| Given material |
——
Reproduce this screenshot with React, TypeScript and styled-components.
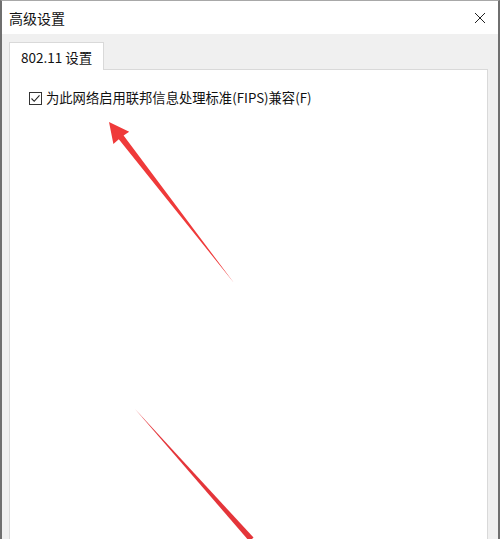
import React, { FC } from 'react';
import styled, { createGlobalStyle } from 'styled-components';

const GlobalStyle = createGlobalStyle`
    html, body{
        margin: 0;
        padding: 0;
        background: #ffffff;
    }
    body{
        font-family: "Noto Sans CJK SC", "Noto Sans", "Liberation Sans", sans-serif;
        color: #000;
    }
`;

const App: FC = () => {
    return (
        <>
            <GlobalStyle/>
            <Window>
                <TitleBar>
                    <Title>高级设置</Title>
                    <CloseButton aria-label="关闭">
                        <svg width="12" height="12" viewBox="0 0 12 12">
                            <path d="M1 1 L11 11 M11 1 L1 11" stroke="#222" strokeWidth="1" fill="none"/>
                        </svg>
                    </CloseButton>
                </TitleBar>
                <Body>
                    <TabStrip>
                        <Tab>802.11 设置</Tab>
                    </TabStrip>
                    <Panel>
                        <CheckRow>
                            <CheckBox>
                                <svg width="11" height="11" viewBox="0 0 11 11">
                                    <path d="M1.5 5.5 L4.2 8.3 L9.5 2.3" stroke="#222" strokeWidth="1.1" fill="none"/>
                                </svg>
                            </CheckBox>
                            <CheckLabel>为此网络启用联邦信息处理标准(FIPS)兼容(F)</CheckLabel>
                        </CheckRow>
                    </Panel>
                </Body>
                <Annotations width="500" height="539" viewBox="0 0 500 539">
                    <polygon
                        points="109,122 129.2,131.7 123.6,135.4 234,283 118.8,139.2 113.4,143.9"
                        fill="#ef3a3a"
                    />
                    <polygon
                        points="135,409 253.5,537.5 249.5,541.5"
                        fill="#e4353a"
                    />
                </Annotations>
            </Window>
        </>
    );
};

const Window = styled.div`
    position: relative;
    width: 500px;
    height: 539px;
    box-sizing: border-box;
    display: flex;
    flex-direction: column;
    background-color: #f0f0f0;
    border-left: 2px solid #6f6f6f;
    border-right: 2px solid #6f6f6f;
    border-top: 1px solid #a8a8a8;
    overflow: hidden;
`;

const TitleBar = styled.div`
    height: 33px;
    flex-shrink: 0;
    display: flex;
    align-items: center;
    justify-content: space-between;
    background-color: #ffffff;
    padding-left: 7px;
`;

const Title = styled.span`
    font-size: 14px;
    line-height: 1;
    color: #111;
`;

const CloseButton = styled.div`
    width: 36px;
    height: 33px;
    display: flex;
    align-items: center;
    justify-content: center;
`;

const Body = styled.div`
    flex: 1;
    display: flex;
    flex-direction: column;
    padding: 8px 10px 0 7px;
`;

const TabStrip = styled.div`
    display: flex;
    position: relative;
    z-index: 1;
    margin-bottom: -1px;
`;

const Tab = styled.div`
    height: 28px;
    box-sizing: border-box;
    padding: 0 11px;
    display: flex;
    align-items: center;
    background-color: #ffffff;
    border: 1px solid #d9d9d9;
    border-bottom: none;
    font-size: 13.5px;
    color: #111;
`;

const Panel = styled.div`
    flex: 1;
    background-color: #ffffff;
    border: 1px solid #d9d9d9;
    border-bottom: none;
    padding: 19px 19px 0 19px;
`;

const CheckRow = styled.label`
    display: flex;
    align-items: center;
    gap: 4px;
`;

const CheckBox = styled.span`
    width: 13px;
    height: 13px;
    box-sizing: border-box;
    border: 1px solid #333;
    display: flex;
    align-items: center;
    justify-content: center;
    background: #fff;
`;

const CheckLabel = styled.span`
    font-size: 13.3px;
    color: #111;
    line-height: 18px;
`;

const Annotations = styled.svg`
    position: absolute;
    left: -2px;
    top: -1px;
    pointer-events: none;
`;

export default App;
——
| Exercise |
Reproduce the full listing above verbatim, with no pictures included.

| Result for this task |
Reproduce this screenshot with React, TypeScript and styled-components.
import React, { FC } from 'react';
import styled, { createGlobalStyle } from 'styled-components';

const GlobalStyle = createGlobalStyle`
    html, body{
        margin: 0;
        padding: 0;
        background: #ffffff;
    }
    body{
        font-family: "Noto Sans CJK SC", "Noto Sans", "Liberation Sans", sans-serif;
        color: #000;
    }
`;

const App: FC = () => {
    return (
        <>
            <GlobalStyle/>
            <Window>
                <TitleBar>
                    <Title>高级设置</Title>
                    <CloseButton aria-label="关闭">
                        <svg width="12" height="12" viewBox="0 0 12 12">
                            <path d="M1 1 L11 11 M11 1 L1 11" stroke="#222" strokeWidth="1" fill="none"/>
                        </svg>
                    </CloseButton>
                </TitleBar>
                <Body>
                    <TabStrip>
                        <Tab>802.11 设置</Tab>
                    </TabStrip>
                    <Panel>
                        <CheckRow>
                            <CheckBox>
                                <svg width="11" height="11" viewBox="0 0 11 11">
                                    <path d="M1.5 5.5 L4.2 8.3 L9.5 2.3" stroke="#222" strokeWidth="1.1" fill="none"/>
                                </svg>
                            </CheckBox>
                            <CheckLabel>为此网络启用联邦信息处理标准(FIPS)兼容(F)</CheckLabel>
                        </CheckRow>
                    </Panel>
                </Body>
                <Annotations width="500" height="539" viewBox="0 0 500 539">
                    <polygon
                        points="109,122 129.2,131.7 123.6,135.4 234,283 118.8,139.2 113.4,143.9"
                        fill="#ef3a3a"
                    />
                    <polygon
                        points="135,409 253.5,537.5 249.5,541.5"
                        fill="#e4353a"
                    />
                </Annotations>
            </Window>
        </>
    );
};

const Window = styled.div`
    position: relative;
    width: 500px;
    height: 539px;
    box-sizing: border-box;
    display: flex;
    flex-direction: column;
    background-color: #f0f0f0;
    border-left: 2px solid #6f6f6f;
    border-right: 2px solid #6f6f6f;
    border-top: 1px solid #a8a8a8;
    overflow: hidden;
`;

const TitleBar = styled.div`
    height: 33px;
    flex-shrink: 0;
    display: flex;
    align-items: center;
    justify-content: space-between;
    background-color: #ffffff;
    padding-left: 7px;
`;

const Title = styled.span`
    font-size: 14px;
    line-height: 1;
    color: #111;
`;

const CloseButton = styled.div`
    width: 36px;
    height: 33px;
    display: flex;
    align-items: center;
    justify-content: center;
`;

const Body = styled.div`
    flex: 1;
    display: flex;
    flex-direction: column;
    padding: 8px 10px 0 7px;
`;

const TabStrip = styled.div`
    display: flex;
    position: relative;
    z-index: 1;
    margin-bottom: -1px;
`;

const Tab = styled.div`
    height: 28px;
    box-sizing: border-box;
    padding: 0 11px;
    display: flex;
    align-items: center;
    background-color: #ffffff;
    border: 1px solid #d9d9d9;
    border-bottom: none;
    font-size: 13.5px;
    color: #111;
`;

const Panel = styled.div`
    flex: 1;
    background-color: #ffffff;
    border: 1px solid #d9d9d9;
    border-bottom: none;
    padding: 19px 19px 0 19px;
`;

const CheckRow = styled.label`
    display: flex;
    align-items: center;
    gap: 4px;
`;

const CheckBox = styled.span`
    width: 13px;
    height: 13px;
    box-sizing: border-box;
    border: 1px solid #333;
    display: flex;
    align-items: center;
    justify-content: center;
    background: #fff;
`;

const CheckLabel = styled.span`
    font-size: 13.3px;
    color: #111;
    line-height: 18px;
`;

const Annotations = styled.svg`
    position: absolute;
    left: -2px;
    top: -1px;
    pointer-events: none;
`;

export default App;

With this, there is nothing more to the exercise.